## Exercise
For each line that holds "components", copy the line out.

## Extracted data
-- start --

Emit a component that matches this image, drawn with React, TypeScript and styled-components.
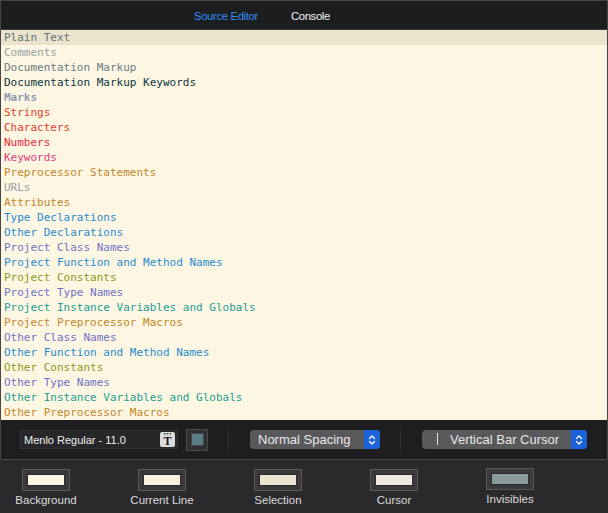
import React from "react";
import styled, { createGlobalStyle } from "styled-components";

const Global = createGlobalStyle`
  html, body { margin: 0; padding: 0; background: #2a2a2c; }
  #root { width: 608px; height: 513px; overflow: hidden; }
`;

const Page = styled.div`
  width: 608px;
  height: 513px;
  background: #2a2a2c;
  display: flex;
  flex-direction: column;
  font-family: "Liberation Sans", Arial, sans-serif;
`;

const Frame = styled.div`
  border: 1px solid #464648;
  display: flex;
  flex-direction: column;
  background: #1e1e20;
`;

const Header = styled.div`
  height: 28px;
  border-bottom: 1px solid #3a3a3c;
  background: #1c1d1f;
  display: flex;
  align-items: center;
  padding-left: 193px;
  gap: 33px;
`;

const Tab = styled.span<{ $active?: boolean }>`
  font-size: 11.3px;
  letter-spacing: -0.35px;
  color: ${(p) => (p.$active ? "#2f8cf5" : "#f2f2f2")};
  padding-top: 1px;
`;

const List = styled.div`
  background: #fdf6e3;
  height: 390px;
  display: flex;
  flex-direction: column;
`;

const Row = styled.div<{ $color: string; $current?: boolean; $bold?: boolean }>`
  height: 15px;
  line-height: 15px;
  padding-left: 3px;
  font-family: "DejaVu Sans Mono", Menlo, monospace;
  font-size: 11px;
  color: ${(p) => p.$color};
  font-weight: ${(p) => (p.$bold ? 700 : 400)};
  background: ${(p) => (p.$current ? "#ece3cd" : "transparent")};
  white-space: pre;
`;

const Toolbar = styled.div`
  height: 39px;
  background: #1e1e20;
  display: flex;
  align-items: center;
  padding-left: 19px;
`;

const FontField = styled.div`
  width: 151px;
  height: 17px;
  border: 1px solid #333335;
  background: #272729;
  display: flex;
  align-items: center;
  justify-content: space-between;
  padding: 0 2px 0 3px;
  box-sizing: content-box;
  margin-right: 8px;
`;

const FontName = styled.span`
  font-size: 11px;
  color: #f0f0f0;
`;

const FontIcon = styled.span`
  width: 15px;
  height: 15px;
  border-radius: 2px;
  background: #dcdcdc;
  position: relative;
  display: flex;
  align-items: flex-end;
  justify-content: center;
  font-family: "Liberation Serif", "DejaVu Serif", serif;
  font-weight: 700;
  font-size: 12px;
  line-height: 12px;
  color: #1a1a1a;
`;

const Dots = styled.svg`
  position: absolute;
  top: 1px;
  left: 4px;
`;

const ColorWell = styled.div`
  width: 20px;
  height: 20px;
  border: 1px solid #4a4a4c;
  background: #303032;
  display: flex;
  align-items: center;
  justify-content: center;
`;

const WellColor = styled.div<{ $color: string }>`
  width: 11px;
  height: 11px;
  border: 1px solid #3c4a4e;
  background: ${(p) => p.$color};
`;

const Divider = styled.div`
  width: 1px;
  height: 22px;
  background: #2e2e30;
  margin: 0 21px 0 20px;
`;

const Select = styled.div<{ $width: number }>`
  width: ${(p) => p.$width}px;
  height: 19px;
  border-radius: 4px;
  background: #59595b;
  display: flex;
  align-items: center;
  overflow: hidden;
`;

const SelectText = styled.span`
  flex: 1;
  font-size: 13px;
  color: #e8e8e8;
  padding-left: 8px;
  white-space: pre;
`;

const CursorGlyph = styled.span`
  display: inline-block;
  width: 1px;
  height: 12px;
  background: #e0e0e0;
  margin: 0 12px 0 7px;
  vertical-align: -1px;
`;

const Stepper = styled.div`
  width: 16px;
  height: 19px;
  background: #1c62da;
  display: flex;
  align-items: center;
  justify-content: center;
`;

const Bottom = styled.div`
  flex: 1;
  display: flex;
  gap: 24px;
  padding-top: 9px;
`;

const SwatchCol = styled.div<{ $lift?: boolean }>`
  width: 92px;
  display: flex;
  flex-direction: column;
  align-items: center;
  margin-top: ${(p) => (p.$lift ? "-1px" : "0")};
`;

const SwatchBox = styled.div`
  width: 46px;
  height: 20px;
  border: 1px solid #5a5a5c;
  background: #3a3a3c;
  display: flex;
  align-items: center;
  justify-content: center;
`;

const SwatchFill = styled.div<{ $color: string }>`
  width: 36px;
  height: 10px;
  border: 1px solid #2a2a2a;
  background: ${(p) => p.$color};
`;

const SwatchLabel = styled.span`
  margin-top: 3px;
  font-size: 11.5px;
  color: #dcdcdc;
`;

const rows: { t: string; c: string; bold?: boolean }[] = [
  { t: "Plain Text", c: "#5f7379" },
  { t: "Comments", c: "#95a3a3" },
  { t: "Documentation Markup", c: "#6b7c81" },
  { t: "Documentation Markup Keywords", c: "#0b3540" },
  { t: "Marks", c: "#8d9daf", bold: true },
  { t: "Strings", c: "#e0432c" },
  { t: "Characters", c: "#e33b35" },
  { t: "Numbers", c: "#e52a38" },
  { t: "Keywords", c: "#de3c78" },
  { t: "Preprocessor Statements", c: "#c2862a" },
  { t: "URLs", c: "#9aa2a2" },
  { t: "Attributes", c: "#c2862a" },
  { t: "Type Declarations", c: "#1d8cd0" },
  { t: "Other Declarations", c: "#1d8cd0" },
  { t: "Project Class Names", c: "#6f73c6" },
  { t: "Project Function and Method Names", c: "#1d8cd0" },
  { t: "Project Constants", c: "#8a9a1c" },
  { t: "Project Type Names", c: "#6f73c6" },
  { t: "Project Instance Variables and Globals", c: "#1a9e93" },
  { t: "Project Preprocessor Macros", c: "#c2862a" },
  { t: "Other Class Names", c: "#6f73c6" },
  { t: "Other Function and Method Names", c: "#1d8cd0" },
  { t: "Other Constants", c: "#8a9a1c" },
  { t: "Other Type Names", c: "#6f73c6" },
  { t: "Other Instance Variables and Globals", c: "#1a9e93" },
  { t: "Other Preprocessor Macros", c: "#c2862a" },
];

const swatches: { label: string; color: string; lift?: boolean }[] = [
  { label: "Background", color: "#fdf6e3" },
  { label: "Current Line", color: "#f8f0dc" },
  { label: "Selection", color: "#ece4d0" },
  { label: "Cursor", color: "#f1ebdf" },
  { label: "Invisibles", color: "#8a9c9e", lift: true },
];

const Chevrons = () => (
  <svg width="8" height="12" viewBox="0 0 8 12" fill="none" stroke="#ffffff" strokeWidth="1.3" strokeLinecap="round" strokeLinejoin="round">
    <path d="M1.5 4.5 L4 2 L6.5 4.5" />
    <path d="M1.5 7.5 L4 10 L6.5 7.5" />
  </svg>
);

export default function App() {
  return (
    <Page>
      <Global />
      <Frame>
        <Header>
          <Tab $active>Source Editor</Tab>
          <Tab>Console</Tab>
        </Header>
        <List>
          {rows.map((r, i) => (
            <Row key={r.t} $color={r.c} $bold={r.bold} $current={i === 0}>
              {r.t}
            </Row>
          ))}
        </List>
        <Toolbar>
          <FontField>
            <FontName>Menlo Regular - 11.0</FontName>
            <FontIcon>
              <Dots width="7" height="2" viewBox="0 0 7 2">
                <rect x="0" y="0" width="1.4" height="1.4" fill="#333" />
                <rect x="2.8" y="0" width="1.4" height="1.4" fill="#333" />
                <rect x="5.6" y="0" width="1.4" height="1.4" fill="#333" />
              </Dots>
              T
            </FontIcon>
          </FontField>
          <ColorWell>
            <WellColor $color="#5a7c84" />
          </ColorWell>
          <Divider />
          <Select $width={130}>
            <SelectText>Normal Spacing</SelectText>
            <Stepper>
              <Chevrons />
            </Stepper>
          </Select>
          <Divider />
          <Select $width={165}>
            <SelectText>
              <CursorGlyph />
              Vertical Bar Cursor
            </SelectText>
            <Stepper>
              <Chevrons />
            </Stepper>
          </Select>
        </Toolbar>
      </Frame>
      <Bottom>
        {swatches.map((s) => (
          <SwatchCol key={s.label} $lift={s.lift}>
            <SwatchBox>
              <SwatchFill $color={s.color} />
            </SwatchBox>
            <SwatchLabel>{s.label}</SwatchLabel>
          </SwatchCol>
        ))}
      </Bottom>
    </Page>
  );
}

-- end --
-- start --

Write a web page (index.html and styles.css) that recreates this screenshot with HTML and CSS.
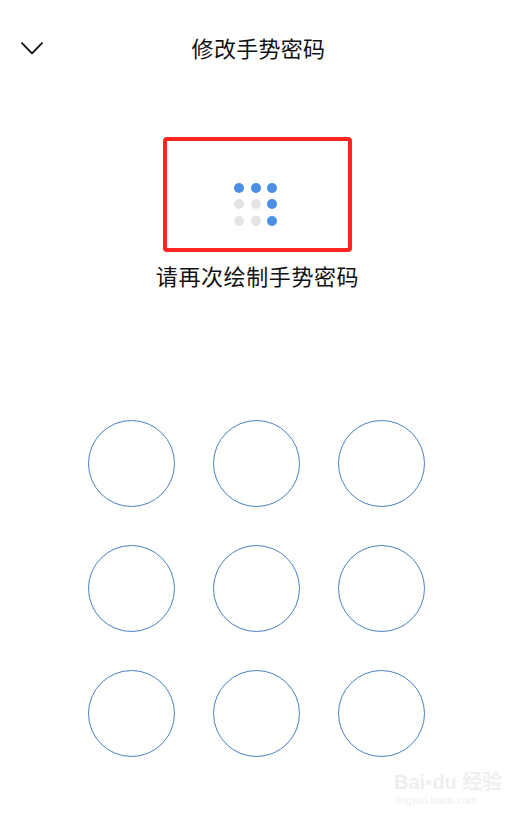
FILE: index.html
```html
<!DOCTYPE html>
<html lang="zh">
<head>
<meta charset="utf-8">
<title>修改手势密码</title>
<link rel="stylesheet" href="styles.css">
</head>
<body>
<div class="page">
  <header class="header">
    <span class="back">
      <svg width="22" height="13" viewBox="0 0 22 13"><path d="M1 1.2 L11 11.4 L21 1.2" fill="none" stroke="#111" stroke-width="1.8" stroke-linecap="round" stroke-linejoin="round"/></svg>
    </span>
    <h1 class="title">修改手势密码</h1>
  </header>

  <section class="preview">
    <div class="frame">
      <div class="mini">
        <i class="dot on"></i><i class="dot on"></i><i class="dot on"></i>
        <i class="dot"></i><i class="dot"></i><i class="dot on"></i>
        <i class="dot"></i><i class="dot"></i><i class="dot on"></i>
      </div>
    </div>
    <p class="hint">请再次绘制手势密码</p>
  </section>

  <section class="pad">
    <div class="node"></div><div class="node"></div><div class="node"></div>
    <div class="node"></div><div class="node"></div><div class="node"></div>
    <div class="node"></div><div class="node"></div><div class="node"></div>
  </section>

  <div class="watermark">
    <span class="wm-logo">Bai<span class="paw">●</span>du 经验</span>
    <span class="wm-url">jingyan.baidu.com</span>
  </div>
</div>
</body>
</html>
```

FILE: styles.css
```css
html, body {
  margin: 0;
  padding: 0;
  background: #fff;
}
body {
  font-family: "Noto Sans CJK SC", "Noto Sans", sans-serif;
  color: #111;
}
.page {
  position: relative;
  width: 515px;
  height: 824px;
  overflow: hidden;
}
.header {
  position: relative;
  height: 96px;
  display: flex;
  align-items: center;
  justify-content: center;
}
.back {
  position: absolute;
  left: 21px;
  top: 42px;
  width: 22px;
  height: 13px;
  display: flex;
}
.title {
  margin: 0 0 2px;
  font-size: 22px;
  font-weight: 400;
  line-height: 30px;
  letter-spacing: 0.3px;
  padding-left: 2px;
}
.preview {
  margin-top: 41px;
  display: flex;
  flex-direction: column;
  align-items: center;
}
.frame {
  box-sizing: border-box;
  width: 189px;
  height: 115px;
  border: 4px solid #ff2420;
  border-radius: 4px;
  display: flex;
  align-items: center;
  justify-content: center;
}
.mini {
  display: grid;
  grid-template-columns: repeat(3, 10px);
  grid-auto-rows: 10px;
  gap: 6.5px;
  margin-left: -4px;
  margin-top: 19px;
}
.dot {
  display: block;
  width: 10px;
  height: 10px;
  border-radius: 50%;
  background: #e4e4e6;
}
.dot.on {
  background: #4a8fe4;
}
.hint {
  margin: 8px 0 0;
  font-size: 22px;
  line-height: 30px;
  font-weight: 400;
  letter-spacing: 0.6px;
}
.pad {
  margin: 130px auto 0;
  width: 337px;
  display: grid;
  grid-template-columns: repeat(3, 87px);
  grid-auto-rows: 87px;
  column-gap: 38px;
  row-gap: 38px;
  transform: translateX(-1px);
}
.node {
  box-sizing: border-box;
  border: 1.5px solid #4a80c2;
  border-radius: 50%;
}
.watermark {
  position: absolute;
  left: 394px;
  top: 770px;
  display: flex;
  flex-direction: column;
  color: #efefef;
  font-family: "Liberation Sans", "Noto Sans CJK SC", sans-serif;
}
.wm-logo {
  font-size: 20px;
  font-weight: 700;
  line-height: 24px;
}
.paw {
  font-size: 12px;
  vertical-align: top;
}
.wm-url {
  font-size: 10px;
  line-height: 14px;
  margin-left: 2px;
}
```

-- end --

## Task result
Emit a component that matches this image, drawn with React, TypeScript and styled-components.
import styled, { createGlobalStyle } from "styled-components";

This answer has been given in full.